Frankl of course was an agnostic, and the "meaning" he encouraged people to discover was a varied as the people he treated: sometimes the "reasons" he taught people to live by included honoring a parent, working on behalf of bettering the future of some child, and many other such worldly matters (though he also utilized religious motivation when practical). But the common thread throughout all of these "reasons" for life is their exteriority to the person - they are all meanings or goals external to the person which can then serve as guiding lights that lead a person towards what Frankl called "fulfillment."

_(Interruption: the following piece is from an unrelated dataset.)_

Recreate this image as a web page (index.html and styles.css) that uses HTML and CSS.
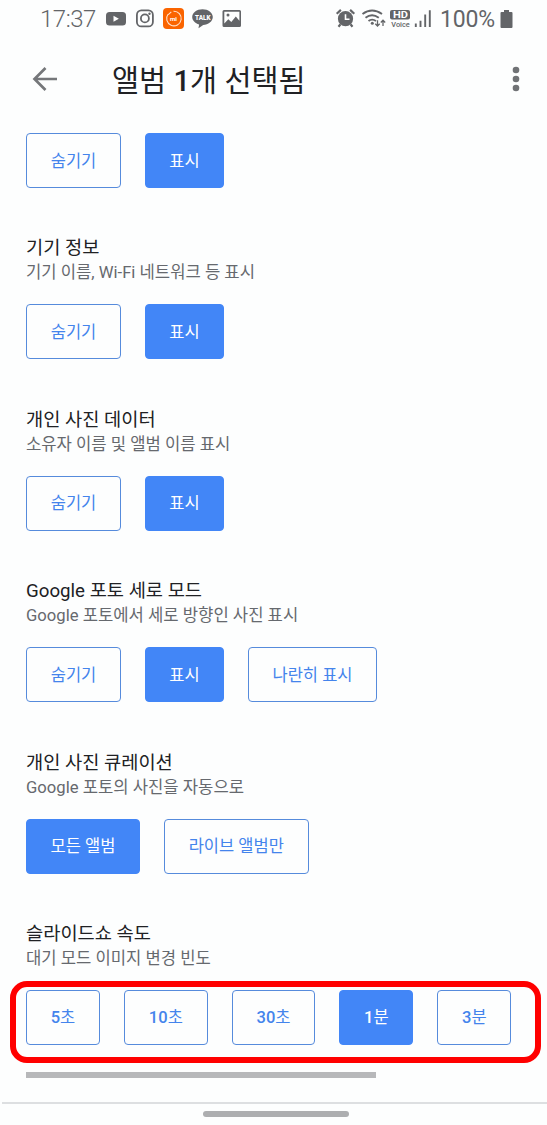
FILE: index.html
```html
<!DOCTYPE html>
<html lang="ko">
<head>
<meta charset="utf-8">
<title>앨범 1개 선택됨</title>
<link rel="stylesheet" href="styles.css">
</head>
<body>
<div class="screen">
  <header class="status">
    <span class="clock">17:37</span>
    <svg class="status-left" width="140" height="24" viewBox="104 7 140 24">
      <rect x="106" y="12" width="20" height="13.500" rx="3.5" fill="#636568"/>
      <path d="M113.5 15.7v6l5.400-3z" fill="#fff"/>
      <g fill="none" stroke="#636568" stroke-width="1.8"><rect x="136.900" y="10.400" width="16" height="16" rx="4.500"/><circle cx="144.900" cy="18.400" r="4"/></g>
      <circle cx="149.500" cy="13.800" r="1.200" fill="#636568"/>
      <rect x="163" y="8" width="21" height="21" rx="4" fill="#fa6400"/>
      <path d="M168 14.200A7.300 7.300 0 1 0 173.500 11.200M168.300 14.600l3-2.800" fill="none" stroke="#ffe3cf" stroke-width="1.100"/>
      <text x="170" y="20.800" class="mi" textLength="7" lengthAdjust="spacingAndGlyphs">mi</text>
      <path d="M202.500 9.200c5.700 0 10.300 3.500 10.300 7.900s-4.600 7.800-9.600 7.900l-4.700 3.200.6-3.700c-4-1.100-6.900-4-6.900-7.400 0-4.400 4.600-7.900 10.300-7.900z" fill="#636568"/>
      <text x="195" y="19.600" class="talk" textLength="15.500" lengthAdjust="spacingAndGlyphs">TALK</text>
      <path fill-rule="evenodd" d="M224 10h15.500q1.500 0 1.500 1.500v14q0 1.500-1.500 1.500H224q-1.500 0-1.500-1.500v-14q0-1.500 1.500-1.500zM224.300 11.800V23.500l4-4.300 3 2.700 4.500-5.500 3.600 4.300v-8.900z" fill="#636568"/>
      <circle cx="228" cy="15" r="1.500" fill="#636568"/>
    </svg>
    <svg class="status-right" width="100" height="24" viewBox="334 7 100 24">
      <circle cx="345.500" cy="18.700" r="7.600" fill="#636568"/>
      <path d="M336.700 13.700l4.200-3.800M354.300 13.700l-4.200-3.800M340.500 24.200l-2 2.500M350.500 24.200l2 2.500" stroke="#636568" stroke-width="2.200"/>
      <path d="M345.500 14.200v5h4" fill="none" stroke="#fff" stroke-width="1.600"/>
      <g fill="none" stroke="#636568" stroke-width="1.900"><path d="M362.500 14q9.500-7 19.500 0M365.500 17.700q6.500-5 13.300 0M368.500 21q3.500-2.700 7.500 0"/></g>
      <circle cx="372.300" cy="23.300" r="1.500" fill="#636568"/>
      <path d="M377.500 20.200v5.800m-2.200-2.300l2.200 2.300 2.200-2.300M383 26v-5.800m-2.200 2.300l2.200-2.300 2.200 2.300" fill="none" stroke="#636568" stroke-width="1.300"/>
      <rect x="390" y="10" width="20" height="9.500" rx="2" fill="#636568"/>
      <text x="393" y="17.900" class="hd" textLength="15" lengthAdjust="spacingAndGlyphs">HD</text>
      <text x="391.300" y="26.600" class="voice" textLength="18.500" lengthAdjust="spacingAndGlyphs">Voice</text>
      <path d="M415.800 27v-3.500M420.500 27v-6.200M425.200 27V14.500M429.800 27V10.200" stroke="#636568" stroke-width="1.900"/>
    </svg>
    <span class="percent">100%</span>
    <svg class="battery" width="13" height="19" viewBox="0 0 13 19"><path d="M4 0h5v2h2.500q1 0 1 1v14q0 1-1 1h-10q-1 0-1-1V3q0-1 1-1H4z" fill="#636568"/></svg>
  </header>

  <div class="appbar">
    <svg class="back" width="28" height="28" viewBox="0 0 28 28"><path d="M26 14H3.500M14.500 3L3.500 14l11 11" fill="none" stroke="#75777a" stroke-width="2.700"/></svg>
    <h1>앨범 <span class="num">1</span>개 선택됨</h1>
    <svg class="more" width="8" height="26" viewBox="0 0 8 26" fill="#707275"><circle cx="4" cy="4" r="3.300"/><circle cx="4" cy="13" r="3.300"/><circle cx="4" cy="22" r="3.300"/></svg>
  </div>

  <main>
    <section class="first">
      <div class="options"><button class="w-hide">숨기기</button><button class="w-show on">표시</button></div>
    </section>
    <section>
      <h2>기기 정보</h2><p>기기 이름, Wi-Fi 네트워크 등 표시</p>
      <div class="options"><button class="w-hide">숨기기</button><button class="w-show on">표시</button></div>
    </section>
    <section>
      <h2>개인 사진 데이터</h2><p>소유자 이름 및 앨범 이름 표시</p>
      <div class="options"><button class="w-hide">숨기기</button><button class="w-show on">표시</button></div>
    </section>
    <section>
      <h2>Google 포토 세로 모드</h2><p>Google 포토에서 세로 방향인 사진 표시</p>
      <div class="options"><button class="w-hide">숨기기</button><button class="w-show on">표시</button><button class="w-side">나란히 표시</button></div>
    </section>
    <section>
      <h2>개인 사진 큐레이션</h2><p>Google 포토의 사진을 자동으로</p>
      <div class="options"><button class="w-all on">모든 앨범</button><button class="w-live">라이브 앨범만</button></div>
    </section>
    <section>
      <h2>슬라이드쇼 속도</h2><p>대기 모드 이미지 변경 빈도</p>
      <div class="options speed"><button class="w-short"><span class="num">5</span>초</button><button class="w-long"><span class="num">10</span>초</button><button class="w-long"><span class="num">30</span>초</button><button class="w-short on"><span class="num">1</span>분</button><button class="w-short"><span class="num">3</span>분</button></div>
    </section>
    <div class="scrollbar"></div>
  </main>
  <footer><div class="home"></div></footer>
  <div class="highlight"></div>
</div>
</body>
</html>
```
FILE: styles.css
```css
* { box-sizing: border-box; }
body { margin: 0; background: #fdfefe; font-family: Roboto, "Noto Sans CJK KR", sans-serif; }
.screen { position: relative; width: 547px; height: 1125px; overflow: hidden; }
.status { display: flex; height: 38px; padding-left: 40px; align-items: center; color: #636568; font-size: 24px; }
.clock { width: 64px; font-weight: 300; letter-spacing: -0.5px; }
.status-left { flex: none; }
.status-right { flex: none; margin-left: 90px; }
.percent { width: 60px; margin-left: 6px; font-weight: 400; font-size: 23px; letter-spacing: -0.2px; }
.battery { flex: none; }
.mi { font: 700 6px Roboto, sans-serif; fill: #fff; }
.talk { font: 900 7px Roboto, sans-serif; fill: #fff; }
.hd { font: 700 9px Roboto, sans-serif; fill: #fff; }
.voice { font: 500 7.500px Roboto, sans-serif; fill: #636568; }
.num { font-weight: 500; }
.appbar { display: flex; height: 82px; padding: 0 27px 0 31px; align-items: center; }
.back { flex: none; }
h1 { flex: 1; margin: 0 0 0 53px; padding-top: 4px; font-size: 29.400px; font-weight: 400; line-height: 40px; color: #202124; white-space: nowrap; }
.more { flex: none; }
main { padding: 13px 0 0 26px; }
section { height: 171.400px; padding-top: 47.400px; }
section.first { height: 55px; padding: 0; }
h2 { margin: 0; font-size: 18.700px; font-weight: 400; line-height: 26px; color: #202124; white-space: nowrap; }
p { margin: 0; font-size: 16.650px; line-height: 24px; color: #66696e; white-space: nowrap; }
.options { display: flex; gap: 24px; margin-top: 19px; }
.first .options { margin-top: 0; }
button { flex: none; height: 55px; padding: 2px 0 0; border: 1px solid #568bdc; border-radius: 4px; background: #fdfefe; color: #4484ec; font: 400 16.500px/24px Roboto, "Noto Sans CJK KR", sans-serif; white-space: nowrap; }
button.on { background: #4286f7; border-color: #4286f7; color: #fff; }
.w-hide { width: 95px; }
.w-show { width: 79px; }
.w-side { width: 129px; }
.w-all { width: 114px; }
.w-live { width: 144.500px; }
.w-short { width: 74px; }
.w-long { width: 83.700px; }
.scrollbar { width: 350px; height: 6px; margin-top: 27px; background: #b7b8ba; }
footer { height: 23px; margin: 24px 0 0 2px; padding-top: 7px; border-top: 2px solid #dddfe1; }
.home { width: 146px; height: 6px; margin-left: 201px; border-radius: 3px; background: #adaeb0; }
.highlight { position: absolute; left: 10px; top: 981px; width: 531px; height: 82px; border: 6px solid #f00; border-radius: 17px; }
```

What can we take away from this? Just this: the search for a meaning in life is primal and fundamental in the life of mankind, and that man searches for this meaning not necessarily within but without, "behind" and before the phenomenon of the world. Discovering this meaning is so important that people can literally become the victims of various neuroses if they can't establish it.

But need this meaning be something external to us, something transcendent? Why can't we simply find our own meaning in our own life? This is where Frankl's thesis ultimately breaks down, for while he stresses the importance of meaning in our lives, it is of little importance to him where this meaning comes from or whether it is objective or not. Frankl's contribution to the argument is more in the assertion of the fact that man will find or make meaning in his life, not that life is objectively meaningful. But if man, by nature, finds meaning, then why did "nature" allow man to be so constituted?

Mankind is ultimately not satisfied with a meaning that he "discovers" within himself, for his gaze is on the concept of being, and we quickly discern within our own selves a lack - our being is contingent and uncertain, subject to death and all the calamities that befall creatures. We quickly realize that the ultimate meaning we seek is not found within us but in something that transcends us - in the why that lies behind all of nature.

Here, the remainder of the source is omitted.